'''

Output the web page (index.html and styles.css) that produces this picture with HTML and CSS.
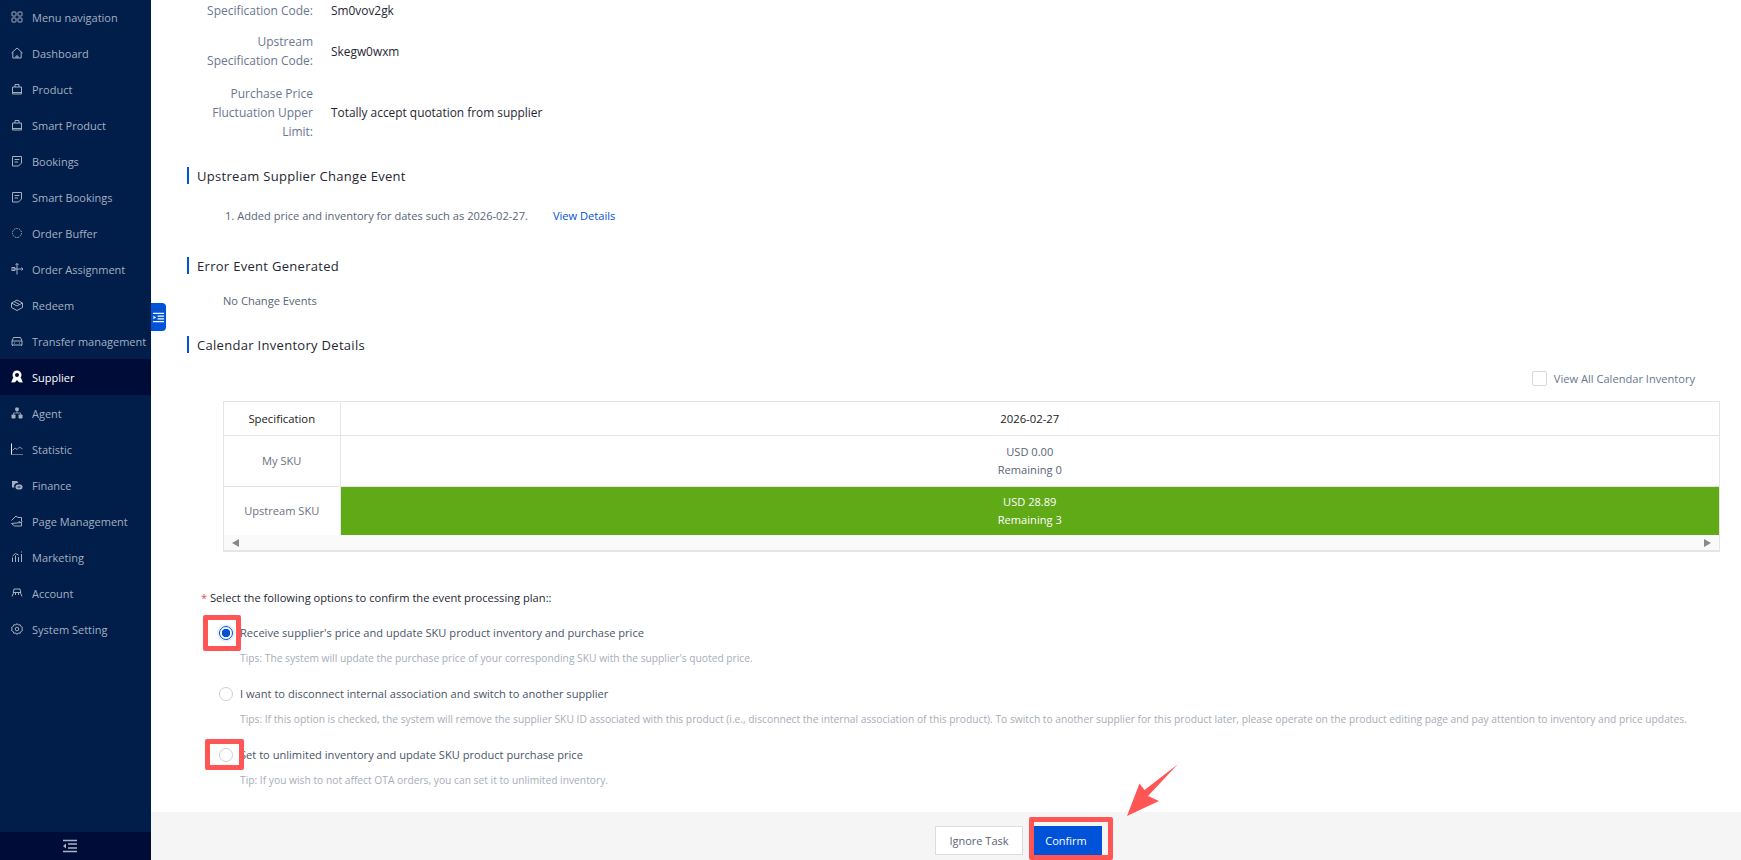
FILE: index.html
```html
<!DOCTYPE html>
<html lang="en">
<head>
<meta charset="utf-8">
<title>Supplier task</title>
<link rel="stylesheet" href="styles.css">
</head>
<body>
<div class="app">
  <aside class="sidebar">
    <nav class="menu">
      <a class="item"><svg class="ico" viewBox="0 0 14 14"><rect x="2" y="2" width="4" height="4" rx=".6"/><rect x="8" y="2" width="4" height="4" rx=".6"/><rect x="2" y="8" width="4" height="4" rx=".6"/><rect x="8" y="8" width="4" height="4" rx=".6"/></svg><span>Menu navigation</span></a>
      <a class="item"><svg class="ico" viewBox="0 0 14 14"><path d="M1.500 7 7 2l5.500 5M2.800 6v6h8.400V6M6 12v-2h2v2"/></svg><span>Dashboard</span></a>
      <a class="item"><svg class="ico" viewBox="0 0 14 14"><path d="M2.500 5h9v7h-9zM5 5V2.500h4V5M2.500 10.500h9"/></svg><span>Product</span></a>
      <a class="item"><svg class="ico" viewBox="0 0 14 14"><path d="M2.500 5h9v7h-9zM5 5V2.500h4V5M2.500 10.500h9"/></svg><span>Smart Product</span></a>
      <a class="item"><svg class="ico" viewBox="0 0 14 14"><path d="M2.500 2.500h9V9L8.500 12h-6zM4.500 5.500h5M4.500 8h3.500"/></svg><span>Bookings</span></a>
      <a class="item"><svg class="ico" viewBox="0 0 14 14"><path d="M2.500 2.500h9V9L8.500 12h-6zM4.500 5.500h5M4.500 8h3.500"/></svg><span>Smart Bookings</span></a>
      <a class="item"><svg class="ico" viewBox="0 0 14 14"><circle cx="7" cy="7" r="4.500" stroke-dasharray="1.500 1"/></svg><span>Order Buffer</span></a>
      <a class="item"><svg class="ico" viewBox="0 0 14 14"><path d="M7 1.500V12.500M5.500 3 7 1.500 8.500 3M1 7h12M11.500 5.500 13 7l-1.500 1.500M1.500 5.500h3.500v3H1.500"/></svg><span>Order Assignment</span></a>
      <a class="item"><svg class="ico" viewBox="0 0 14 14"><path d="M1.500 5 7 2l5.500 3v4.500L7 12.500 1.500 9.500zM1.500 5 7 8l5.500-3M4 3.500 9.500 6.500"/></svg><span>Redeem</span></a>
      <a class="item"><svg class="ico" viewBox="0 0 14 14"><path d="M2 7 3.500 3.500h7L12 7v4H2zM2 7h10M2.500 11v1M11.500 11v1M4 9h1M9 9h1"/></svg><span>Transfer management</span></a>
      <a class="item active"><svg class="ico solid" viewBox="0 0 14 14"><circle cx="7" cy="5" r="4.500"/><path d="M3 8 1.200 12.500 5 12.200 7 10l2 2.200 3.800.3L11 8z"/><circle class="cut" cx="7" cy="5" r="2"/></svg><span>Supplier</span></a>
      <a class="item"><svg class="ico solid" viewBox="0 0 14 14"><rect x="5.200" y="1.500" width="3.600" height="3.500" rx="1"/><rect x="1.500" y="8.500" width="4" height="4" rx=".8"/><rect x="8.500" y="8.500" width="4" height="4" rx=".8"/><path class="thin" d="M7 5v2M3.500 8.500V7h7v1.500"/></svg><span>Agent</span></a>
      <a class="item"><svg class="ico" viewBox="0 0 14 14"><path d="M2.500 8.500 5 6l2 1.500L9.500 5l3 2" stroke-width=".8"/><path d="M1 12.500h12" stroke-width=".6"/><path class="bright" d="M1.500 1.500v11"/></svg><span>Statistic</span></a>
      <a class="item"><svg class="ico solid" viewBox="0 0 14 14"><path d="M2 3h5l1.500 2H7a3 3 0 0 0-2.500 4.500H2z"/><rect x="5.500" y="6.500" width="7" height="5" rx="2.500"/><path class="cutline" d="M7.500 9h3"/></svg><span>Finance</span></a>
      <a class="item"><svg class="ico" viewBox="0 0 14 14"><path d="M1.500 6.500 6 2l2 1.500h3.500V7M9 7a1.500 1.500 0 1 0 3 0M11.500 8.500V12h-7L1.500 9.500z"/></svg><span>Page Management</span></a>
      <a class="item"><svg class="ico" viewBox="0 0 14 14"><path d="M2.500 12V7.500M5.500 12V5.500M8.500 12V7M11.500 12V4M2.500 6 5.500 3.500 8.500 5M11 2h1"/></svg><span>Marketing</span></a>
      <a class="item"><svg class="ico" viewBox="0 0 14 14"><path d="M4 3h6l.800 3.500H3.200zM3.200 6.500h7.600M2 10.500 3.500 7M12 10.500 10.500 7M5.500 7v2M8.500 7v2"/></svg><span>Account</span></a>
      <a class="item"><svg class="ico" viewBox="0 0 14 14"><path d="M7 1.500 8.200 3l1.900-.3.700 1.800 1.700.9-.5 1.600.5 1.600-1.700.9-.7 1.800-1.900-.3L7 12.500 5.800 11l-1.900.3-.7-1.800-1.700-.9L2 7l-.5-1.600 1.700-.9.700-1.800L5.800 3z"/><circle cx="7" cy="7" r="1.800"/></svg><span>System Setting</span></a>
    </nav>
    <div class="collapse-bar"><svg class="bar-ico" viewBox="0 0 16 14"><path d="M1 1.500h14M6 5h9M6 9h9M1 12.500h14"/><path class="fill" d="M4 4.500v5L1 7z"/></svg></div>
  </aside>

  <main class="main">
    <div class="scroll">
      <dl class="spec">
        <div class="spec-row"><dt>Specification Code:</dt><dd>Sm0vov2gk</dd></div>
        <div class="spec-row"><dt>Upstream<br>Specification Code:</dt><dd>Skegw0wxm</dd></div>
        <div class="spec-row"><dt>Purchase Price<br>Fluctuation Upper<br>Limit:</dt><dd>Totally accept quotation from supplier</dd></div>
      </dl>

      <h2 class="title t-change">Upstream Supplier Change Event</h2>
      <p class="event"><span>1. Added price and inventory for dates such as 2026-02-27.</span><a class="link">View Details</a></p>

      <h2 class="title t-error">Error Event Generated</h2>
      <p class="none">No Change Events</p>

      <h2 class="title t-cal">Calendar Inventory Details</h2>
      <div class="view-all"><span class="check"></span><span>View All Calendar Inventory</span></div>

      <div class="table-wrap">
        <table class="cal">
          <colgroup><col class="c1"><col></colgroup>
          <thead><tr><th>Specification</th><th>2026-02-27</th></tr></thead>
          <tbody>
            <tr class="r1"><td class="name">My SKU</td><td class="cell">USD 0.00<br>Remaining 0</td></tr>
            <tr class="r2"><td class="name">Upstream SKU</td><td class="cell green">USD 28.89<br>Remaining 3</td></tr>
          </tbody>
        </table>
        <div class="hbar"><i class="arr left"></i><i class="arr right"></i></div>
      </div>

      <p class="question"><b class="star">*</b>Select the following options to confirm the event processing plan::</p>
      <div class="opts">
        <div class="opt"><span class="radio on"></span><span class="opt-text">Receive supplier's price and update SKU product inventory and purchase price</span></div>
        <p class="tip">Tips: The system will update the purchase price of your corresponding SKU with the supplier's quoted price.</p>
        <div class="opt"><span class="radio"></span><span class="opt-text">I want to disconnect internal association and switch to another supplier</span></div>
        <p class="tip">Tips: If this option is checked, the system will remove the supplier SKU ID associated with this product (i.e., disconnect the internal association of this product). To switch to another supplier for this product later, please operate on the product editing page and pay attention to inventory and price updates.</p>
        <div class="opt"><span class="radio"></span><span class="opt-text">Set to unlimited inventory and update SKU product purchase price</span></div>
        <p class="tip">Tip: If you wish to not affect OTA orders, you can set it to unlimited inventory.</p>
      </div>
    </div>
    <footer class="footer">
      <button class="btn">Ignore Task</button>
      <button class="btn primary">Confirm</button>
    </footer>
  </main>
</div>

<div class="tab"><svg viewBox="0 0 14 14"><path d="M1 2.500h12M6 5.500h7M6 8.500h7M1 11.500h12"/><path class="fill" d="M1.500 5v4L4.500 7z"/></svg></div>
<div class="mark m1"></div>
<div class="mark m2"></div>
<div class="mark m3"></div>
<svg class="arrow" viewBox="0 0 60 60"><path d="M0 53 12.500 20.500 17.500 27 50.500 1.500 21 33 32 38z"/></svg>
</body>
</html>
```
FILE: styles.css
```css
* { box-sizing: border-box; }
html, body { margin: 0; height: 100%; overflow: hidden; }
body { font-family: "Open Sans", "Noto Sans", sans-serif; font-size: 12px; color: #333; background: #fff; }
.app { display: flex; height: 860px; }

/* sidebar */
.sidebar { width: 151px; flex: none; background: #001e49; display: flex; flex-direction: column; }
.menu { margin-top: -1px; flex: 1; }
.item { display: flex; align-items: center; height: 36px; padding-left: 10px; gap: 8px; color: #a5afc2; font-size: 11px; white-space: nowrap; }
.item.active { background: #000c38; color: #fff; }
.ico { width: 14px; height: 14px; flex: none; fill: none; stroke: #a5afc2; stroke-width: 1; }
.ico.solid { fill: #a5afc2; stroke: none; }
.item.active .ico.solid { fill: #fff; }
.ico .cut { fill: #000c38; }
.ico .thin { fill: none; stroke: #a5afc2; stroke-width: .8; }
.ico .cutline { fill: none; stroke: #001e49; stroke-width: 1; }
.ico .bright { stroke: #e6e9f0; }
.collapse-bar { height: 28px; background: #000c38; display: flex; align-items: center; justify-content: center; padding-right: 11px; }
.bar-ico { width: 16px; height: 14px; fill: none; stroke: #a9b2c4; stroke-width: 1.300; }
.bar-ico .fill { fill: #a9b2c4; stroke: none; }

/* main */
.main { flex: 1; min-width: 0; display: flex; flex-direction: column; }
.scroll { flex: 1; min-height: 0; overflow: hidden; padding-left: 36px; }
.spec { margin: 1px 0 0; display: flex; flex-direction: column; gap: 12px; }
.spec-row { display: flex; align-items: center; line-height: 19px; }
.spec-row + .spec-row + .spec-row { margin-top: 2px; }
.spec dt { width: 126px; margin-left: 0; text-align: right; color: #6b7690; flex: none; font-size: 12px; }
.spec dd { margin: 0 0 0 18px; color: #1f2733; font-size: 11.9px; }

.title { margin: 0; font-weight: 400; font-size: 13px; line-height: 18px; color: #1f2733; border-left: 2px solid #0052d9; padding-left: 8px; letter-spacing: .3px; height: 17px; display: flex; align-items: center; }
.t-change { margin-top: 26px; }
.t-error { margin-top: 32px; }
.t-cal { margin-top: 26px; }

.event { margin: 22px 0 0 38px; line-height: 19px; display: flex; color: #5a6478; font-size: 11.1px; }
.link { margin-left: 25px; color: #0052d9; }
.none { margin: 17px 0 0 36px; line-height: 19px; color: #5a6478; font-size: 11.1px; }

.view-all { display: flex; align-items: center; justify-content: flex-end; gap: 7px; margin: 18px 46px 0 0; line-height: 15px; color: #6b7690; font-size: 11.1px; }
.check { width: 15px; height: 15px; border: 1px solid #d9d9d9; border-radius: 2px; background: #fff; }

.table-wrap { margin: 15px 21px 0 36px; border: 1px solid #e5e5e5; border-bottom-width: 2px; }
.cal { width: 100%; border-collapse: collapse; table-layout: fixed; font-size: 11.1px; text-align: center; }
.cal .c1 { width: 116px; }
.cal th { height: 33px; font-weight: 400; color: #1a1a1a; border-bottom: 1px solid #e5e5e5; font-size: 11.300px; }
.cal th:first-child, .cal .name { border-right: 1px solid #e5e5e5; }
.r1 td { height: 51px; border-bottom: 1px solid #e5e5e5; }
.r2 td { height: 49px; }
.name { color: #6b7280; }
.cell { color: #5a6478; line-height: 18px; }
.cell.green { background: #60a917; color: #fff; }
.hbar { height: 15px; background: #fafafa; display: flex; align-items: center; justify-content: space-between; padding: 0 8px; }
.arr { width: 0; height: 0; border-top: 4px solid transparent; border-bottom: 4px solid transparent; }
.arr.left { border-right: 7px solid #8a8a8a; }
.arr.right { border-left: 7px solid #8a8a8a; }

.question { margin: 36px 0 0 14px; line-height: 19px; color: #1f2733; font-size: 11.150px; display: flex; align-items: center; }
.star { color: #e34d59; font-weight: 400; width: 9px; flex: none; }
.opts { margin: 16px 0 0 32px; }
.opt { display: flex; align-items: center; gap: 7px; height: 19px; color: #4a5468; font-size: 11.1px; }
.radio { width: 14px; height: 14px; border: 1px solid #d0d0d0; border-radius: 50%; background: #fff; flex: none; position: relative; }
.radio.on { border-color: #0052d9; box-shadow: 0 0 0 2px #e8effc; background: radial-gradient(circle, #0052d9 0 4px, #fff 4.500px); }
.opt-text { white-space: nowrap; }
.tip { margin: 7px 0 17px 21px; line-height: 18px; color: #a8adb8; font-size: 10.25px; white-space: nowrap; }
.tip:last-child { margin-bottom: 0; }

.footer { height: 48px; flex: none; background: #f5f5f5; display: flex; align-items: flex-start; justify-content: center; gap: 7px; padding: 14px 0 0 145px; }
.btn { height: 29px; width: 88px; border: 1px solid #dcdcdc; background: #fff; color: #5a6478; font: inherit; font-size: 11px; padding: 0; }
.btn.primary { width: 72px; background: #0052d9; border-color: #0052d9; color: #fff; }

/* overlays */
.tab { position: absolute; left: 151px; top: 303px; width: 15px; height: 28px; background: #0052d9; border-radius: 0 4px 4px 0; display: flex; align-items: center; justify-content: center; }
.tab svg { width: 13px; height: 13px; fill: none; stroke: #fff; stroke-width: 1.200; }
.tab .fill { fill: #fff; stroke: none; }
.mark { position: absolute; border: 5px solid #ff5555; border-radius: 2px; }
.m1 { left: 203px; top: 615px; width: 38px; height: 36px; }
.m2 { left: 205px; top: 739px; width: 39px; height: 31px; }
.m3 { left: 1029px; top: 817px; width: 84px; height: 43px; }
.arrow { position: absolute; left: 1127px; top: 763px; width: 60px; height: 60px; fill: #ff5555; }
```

'''

* [What you have to do]
Gather each line holding the string "this".

* [Response below]
Output the web page (index.html and styles.css) that produces this picture with HTML and CSS.
        <p class="tip">Tips: If this option is checked, the system will remove the supplier SKU ID associated with this product (i.e., disconnect the internal association of this product). To switch to another supplier for this product later, please operate on the product editing page and pay attention to inventory and price updates.</p>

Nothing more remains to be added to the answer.